A: MLPerf Tiny has set submission dates that align with MLPerf inference. To submit you must join the working group and register. The next submission deadline is February 25th 2022.
Q: Is power measurement included in MLPerf Tiny?
A: We are working with EEMBC to include power benchmarking in the MLPerf Tiny benchmark suite. Power benchmarking will use EEMBCs EnergyRunner™ benchmark framework but will require very minimal modifcations from the standard MLPerf Tiny latency benchmark.
Q: Is power measurement required to submit to MLPerf Tiny?
A: No. Power measurement is encouraged but not required to submit latency results to MLPerf Tiny.
Q: Will accuracy be measured?
A: Yes accuracy will be measured on the device under test. This will ensure the validity of results in the closed division. In the closed division the accuracy must remain within a threshold of the reference model. The threshold is defined by the benchmark.
In the open division the accuracy is measured and reported but does not have to hit the threshold.
Q: Do you require that submissions use TFLite for Micro/Mbed for the closed division?
A: No. The submitter can use the framework of their choice and implement any post training optimizations including post training quantization. The reference benchmarks use TFLite for Micro/Mbed for portability.
Q: Can I submit with X device?
A: Longterm there are no explicit restrictions on what devices can be used for submission. The use cases and models have been selected to target IoT class devices like microcontrollers, DSPs and uNPUs therefore the benchmark is most relavent for these devices.

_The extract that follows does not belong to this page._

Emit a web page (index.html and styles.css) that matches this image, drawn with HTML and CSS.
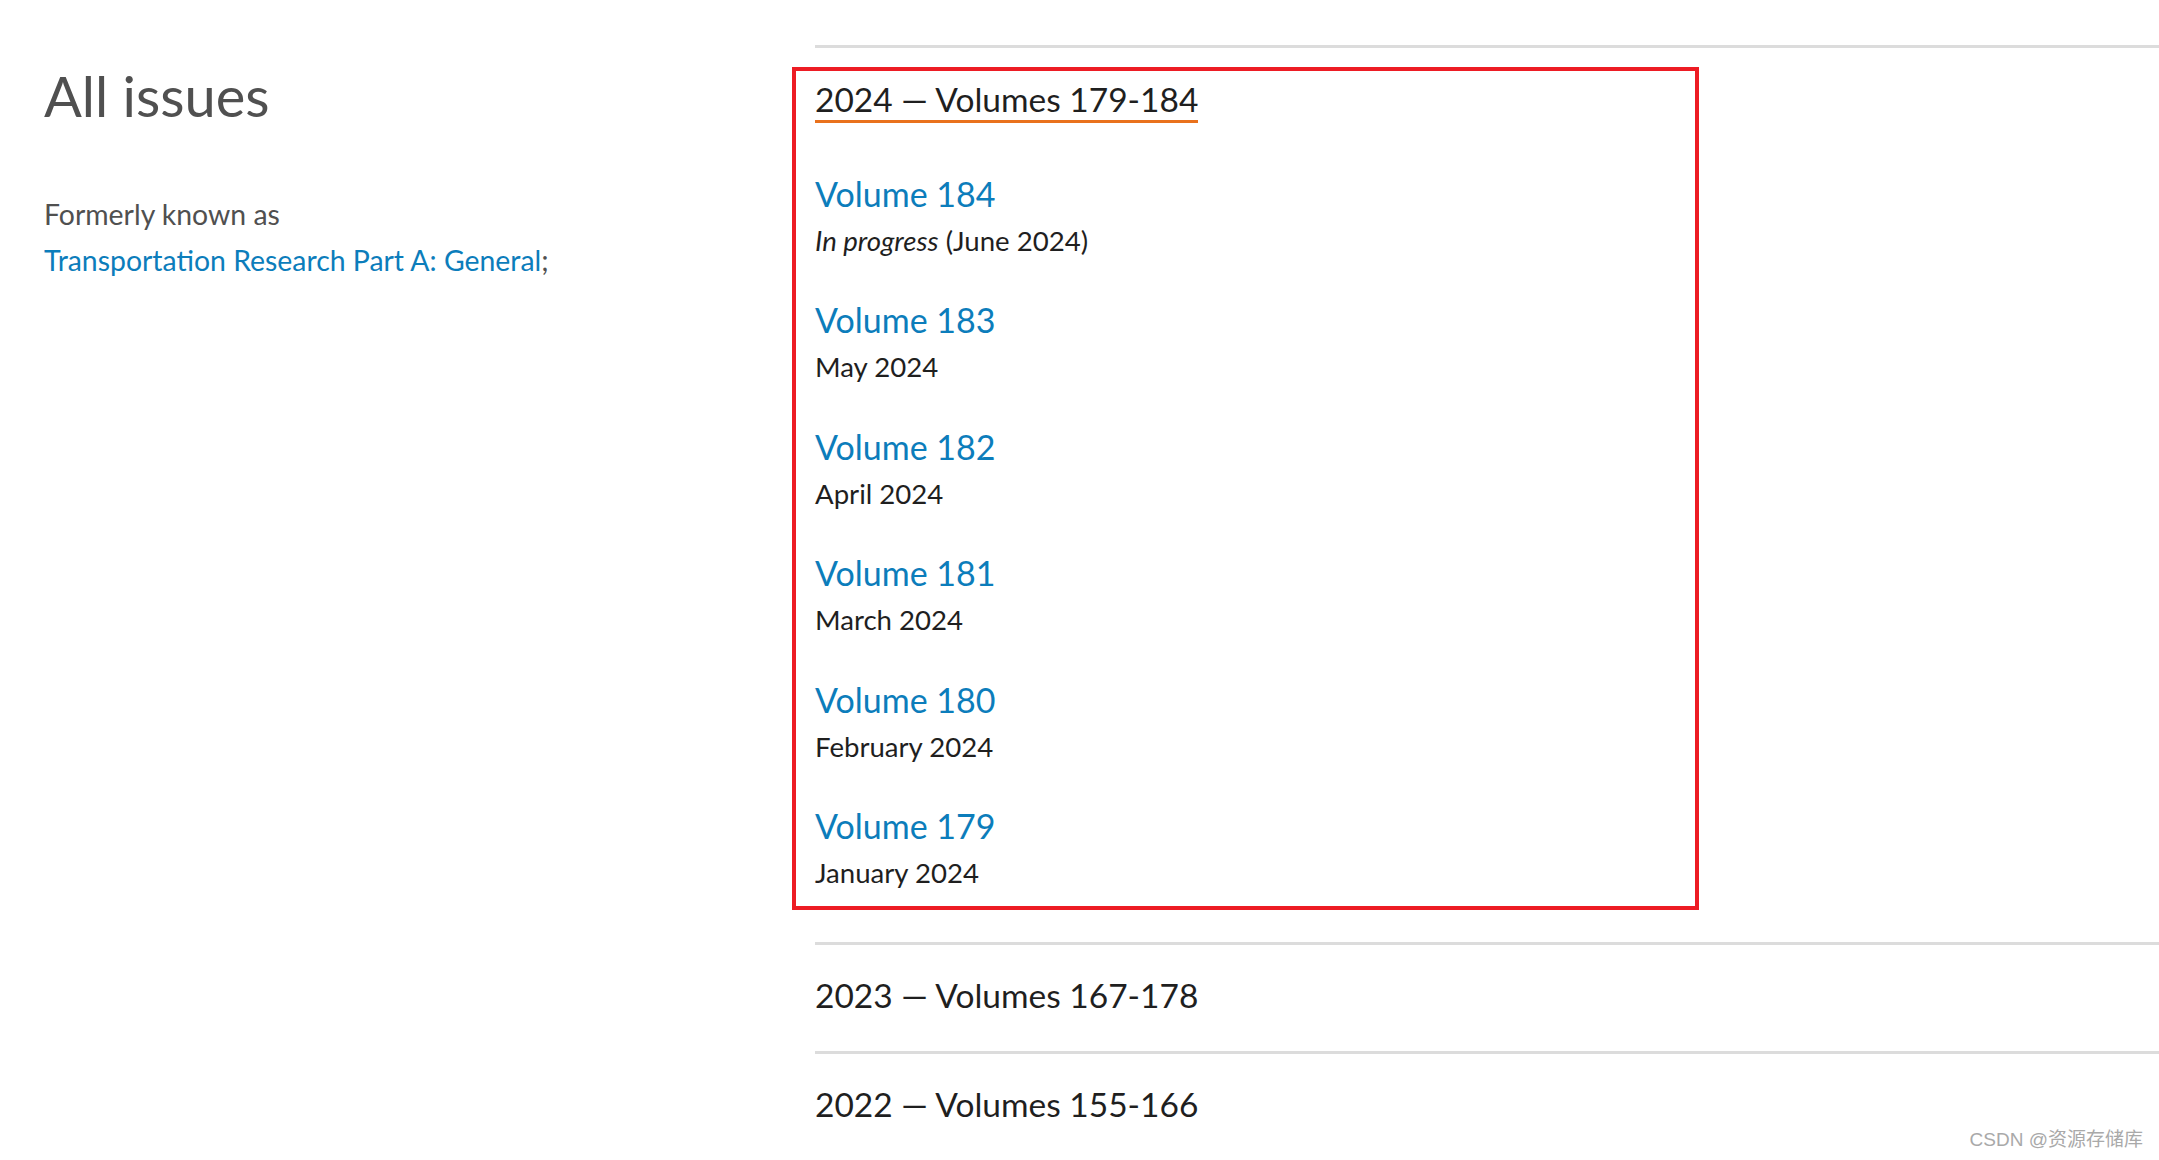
FILE: index.html
```html
<!DOCTYPE html>
<html lang="en">
<head>
<meta charset="utf-8">
<title>All issues</title>
<link rel="stylesheet" href="styles.css">
</head>
<body>
<main class="page">
  <aside class="intro">
    <h1 class="intro-title">All issues</h1>
    <p class="intro-text">Formerly known as<br><a class="link" href="#">Transportation Research Part A: General</a>;</p>
  </aside>
  <section class="issues">
    <div class="year year-open">
      <div class="highlight">
        <h2 class="year-title year-title-open">2024 — Volumes 179-184</h2>
        <ul class="volumes">
          <li class="volume"><a class="volume-link" href="#">Volume 184</a><span class="volume-date"><em>In progress</em> (June 2024)</span></li>
          <li class="volume"><a class="volume-link" href="#">Volume 183</a><span class="volume-date">May 2024</span></li>
          <li class="volume"><a class="volume-link" href="#">Volume 182</a><span class="volume-date">April 2024</span></li>
          <li class="volume"><a class="volume-link" href="#">Volume 181</a><span class="volume-date">March 2024</span></li>
          <li class="volume"><a class="volume-link" href="#">Volume 180</a><span class="volume-date">February 2024</span></li>
          <li class="volume"><a class="volume-link" href="#">Volume 179</a><span class="volume-date">January 2024</span></li>
        </ul>
      </div>
    </div>
    <div class="year">
      <h2 class="year-title">2023 — Volumes 167-178</h2>
    </div>
    <div class="year year-last">
      <h2 class="year-title">2022 — Volumes 155-166</h2>
    </div>
  </section>
</main>
<div class="watermark">CSDN @资源存储库</div>
</body>
</html>
```

FILE: styles.css
```css
html, body {
  margin: 0;
  padding: 0;
  background: #ffffff;
  overflow: hidden;
}

body {
  font-family: Lato, "Open Sans", sans-serif;
  color: #1f1f1f;
  height: 1160px;
  position: relative;
}

.page {
  display: flex;
  align-items: flex-start;
}

.intro {
  width: 815px;
  box-sizing: border-box;
  padding-left: 44px;
  padding-top: 63px;
  flex: none;
}

.intro-title {
  margin: 0;
  font-size: 56px;
  line-height: 66px;
  font-weight: 400;
  color: #505050;
}

.intro-text {
  margin: 62px 0 0;
  font-size: 28.4px;
  line-height: 46px;
  color: #505050;
}

.link {
  color: #0c7dbb;
  text-decoration: none;
}

.issues {
  flex: 1;
  padding-top: 45px;
}

.year {
  border-top: 3px solid #dcdcdc;
  padding: 29px 0 35px;
}

.year-last {
  border-bottom: 3px solid #dcdcdc;
}

.year-open {
  padding: 19px 0 32px;
}

.highlight {
  margin-left: -23px;
  width: 907px;
  box-sizing: border-box;
  border: 4px solid #ed1c24;
  padding: 7px 0 9px 19px;
}

.year-title {
  margin: 0;
  font-size: 33.5px;
  line-height: 42px;
  font-weight: 400;
  color: #1f1f1f;
}

.year-title-open {
  display: inline-block;
  border-bottom: 3px solid #e9711c;
}

.volumes {
  list-style: none;
  margin: 48px 0 0;
  padding: 0;
  display: flex;
  flex-direction: column;
  gap: 32.4px;
}

.volume {
  display: flex;
  flex-direction: column;
}

.volume-link {
  font-size: 34px;
  line-height: 46px;
  color: #0c7dbb;
  text-decoration: none;
}

.volume-date {
  font-size: 27.6px;
  line-height: 48px;
  color: #1f1f1f;
}

.watermark {
  position: absolute;
  right: 16px;
  bottom: 10px;
  font-family: "Liberation Sans", "Noto Sans CJK SC", sans-serif;
  font-size: 19px;
  line-height: 20px;
  color: #a9a9a9;
}
```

In v0.5 and v0.7 of the benchmark, the LoadGen/runner assumes a Serial connection to transfer the inputs.
[1] Warden, Pete. "Speech commands: A dataset for limited-vocabulary speech recognition." arXiv preprint arXiv:1804.03209 (2018).
[2] Chowdhery, Aakanksha, Pete Warden, Jonathon Shlens, Andrew Howard, and Rocky Rhodes. "Visual wake words dataset." arXiv preprint arXiv:1906.05721 (2019).

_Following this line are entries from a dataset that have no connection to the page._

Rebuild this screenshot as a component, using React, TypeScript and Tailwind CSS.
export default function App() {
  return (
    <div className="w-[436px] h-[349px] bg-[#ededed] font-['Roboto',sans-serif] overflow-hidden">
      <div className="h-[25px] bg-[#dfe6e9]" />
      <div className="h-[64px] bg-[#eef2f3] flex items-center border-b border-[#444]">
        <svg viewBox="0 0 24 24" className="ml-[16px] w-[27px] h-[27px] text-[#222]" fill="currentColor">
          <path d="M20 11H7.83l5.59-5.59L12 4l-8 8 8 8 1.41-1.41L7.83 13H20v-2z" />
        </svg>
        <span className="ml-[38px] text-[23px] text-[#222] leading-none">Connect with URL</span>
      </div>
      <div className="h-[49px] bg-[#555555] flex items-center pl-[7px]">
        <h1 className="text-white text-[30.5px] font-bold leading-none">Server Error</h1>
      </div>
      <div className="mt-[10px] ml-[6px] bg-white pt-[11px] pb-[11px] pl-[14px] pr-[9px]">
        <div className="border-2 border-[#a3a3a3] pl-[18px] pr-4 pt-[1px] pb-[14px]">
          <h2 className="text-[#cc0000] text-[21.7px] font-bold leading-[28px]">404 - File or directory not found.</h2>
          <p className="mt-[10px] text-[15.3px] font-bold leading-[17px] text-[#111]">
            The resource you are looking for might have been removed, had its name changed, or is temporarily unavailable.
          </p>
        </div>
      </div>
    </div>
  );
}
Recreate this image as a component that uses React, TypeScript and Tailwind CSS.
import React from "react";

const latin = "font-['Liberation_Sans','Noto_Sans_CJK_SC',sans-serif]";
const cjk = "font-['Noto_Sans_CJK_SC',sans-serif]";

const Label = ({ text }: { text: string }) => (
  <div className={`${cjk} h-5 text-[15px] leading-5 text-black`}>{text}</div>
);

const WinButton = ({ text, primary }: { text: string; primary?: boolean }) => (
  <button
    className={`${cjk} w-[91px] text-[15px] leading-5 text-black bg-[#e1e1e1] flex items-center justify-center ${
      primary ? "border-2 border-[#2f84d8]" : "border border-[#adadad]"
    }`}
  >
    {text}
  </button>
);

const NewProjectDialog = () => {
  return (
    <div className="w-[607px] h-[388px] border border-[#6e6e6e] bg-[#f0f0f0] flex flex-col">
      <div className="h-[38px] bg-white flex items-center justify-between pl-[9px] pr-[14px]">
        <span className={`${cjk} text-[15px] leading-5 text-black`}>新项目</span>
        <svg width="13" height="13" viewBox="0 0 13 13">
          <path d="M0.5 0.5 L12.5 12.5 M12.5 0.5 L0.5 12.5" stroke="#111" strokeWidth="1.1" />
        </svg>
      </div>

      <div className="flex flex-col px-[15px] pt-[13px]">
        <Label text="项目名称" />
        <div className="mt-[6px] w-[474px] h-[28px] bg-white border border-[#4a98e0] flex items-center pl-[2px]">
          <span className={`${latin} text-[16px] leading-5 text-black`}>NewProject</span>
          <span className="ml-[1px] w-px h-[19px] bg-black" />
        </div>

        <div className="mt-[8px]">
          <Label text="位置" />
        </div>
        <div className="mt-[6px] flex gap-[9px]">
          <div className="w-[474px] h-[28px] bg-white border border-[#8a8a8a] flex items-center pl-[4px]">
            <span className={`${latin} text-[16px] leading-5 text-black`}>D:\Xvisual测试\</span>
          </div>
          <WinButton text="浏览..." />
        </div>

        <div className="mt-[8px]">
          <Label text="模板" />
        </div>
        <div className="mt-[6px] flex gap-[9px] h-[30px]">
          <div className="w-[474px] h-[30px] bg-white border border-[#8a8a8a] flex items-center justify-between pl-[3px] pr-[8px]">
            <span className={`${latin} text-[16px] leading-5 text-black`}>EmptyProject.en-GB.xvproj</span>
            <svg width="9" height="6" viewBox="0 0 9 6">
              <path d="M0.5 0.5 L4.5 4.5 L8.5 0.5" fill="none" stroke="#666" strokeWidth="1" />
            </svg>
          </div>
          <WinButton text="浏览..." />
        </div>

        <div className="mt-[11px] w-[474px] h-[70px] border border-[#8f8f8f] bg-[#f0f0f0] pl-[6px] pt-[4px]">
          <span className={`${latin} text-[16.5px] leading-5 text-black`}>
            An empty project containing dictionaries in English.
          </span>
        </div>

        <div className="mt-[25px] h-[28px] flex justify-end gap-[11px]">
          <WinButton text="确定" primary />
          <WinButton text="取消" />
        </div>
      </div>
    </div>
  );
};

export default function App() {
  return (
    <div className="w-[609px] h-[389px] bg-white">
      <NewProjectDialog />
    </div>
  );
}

[3] Krizhevsky, Alex, and Geoffrey Hinton. "Learning multiple layers of features from tiny images." (2009).
[4] Yuma Koizumi, Shoichiro Saito, Noboru Harada, Hisashi Uematsu, and Keisuke Imoto, "ToyADMOS: A Dataset of Miniature-Machine Operating Sounds for Anomalous Sound Detection," in Proc of Workshop on Applications of Signal Processing to Audio and Acoustics (WASPAA), 2019.

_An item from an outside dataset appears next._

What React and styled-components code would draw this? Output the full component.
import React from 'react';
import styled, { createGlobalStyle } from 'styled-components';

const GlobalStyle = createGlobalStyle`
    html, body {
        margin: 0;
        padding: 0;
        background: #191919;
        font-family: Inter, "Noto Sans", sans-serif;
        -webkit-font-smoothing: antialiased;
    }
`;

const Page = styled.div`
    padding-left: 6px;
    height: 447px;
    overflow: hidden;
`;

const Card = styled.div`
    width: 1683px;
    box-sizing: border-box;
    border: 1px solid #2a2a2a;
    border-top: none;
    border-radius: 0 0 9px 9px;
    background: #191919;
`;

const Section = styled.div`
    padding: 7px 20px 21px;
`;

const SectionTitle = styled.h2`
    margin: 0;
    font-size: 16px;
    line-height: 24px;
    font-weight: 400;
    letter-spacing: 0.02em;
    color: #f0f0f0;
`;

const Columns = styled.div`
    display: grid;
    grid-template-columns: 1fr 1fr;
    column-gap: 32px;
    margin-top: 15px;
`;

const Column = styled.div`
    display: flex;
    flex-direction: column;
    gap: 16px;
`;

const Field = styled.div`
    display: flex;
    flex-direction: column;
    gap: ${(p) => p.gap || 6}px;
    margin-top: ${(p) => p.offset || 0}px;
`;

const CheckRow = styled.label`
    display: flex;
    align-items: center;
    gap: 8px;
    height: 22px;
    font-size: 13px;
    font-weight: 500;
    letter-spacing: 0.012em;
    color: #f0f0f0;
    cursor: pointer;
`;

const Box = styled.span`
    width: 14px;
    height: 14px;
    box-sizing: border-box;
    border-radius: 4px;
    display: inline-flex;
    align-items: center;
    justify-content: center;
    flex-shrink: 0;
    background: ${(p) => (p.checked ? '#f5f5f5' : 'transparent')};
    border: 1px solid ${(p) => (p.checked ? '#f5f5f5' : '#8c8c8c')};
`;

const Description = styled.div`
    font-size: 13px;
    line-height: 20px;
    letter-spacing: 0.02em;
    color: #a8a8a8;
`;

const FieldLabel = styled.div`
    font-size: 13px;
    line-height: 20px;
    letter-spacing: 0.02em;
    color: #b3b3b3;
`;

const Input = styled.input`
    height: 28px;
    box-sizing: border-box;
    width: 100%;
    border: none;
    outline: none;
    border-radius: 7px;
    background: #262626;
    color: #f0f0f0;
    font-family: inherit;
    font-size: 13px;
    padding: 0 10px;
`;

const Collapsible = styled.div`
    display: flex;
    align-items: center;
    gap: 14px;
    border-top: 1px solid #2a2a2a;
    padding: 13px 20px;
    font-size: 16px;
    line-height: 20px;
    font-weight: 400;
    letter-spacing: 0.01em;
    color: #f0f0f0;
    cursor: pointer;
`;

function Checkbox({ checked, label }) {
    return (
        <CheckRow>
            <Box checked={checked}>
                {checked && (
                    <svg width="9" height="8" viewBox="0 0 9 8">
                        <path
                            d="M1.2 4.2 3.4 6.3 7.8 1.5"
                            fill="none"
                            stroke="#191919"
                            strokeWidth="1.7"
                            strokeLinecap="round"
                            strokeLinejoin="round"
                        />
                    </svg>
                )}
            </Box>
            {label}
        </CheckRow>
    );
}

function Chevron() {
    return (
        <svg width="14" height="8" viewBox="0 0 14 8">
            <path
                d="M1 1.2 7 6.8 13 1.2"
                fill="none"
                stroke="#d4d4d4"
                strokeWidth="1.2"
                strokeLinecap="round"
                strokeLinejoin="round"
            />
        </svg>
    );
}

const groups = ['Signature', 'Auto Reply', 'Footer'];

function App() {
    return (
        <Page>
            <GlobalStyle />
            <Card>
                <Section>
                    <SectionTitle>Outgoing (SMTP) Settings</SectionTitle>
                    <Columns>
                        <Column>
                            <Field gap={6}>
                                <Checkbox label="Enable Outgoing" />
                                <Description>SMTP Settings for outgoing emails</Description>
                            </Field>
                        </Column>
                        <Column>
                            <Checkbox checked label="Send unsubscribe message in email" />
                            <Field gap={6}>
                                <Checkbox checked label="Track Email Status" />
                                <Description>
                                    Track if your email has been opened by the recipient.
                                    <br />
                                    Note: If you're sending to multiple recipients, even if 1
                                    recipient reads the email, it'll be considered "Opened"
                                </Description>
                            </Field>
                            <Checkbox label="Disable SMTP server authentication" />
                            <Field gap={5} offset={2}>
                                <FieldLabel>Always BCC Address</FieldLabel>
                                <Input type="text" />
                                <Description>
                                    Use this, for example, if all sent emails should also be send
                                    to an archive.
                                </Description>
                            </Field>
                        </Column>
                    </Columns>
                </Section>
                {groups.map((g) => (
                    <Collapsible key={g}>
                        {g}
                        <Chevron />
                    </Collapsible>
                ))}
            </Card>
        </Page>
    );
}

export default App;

[5] Harsh Purohit, Ryo Tanabe, Kenji Ichige, Takashi Endo, Yuki Nikaido, Kaori Suefusa, and Yohei Kawaguchi, “MIMII Dataset: Sound Dataset for Malfunctioning Industrial Machine Investigation and Inspection,” in Proc. 4th Workshop on Detection and Classification of Acoustic Scenes and Events (DCASE), 2019.
[6] Yuma Koizumi, Yohei Kawaguchi, Keisuke Imoto, Toshiki Nakamura, Yuki Nikaido, Ryo Tanabe, Harsh Purohit, Kaori Suefusa, Takashi Endo, Masahiro Yasuda, and Noboru Harada, "Description and Discussion on DCASE2020 Challenge Task2: Unsupervised Anomalous Sound Detection for Machine Condition Monitoring," in arXiv e-prints: 2006.05822, 2020.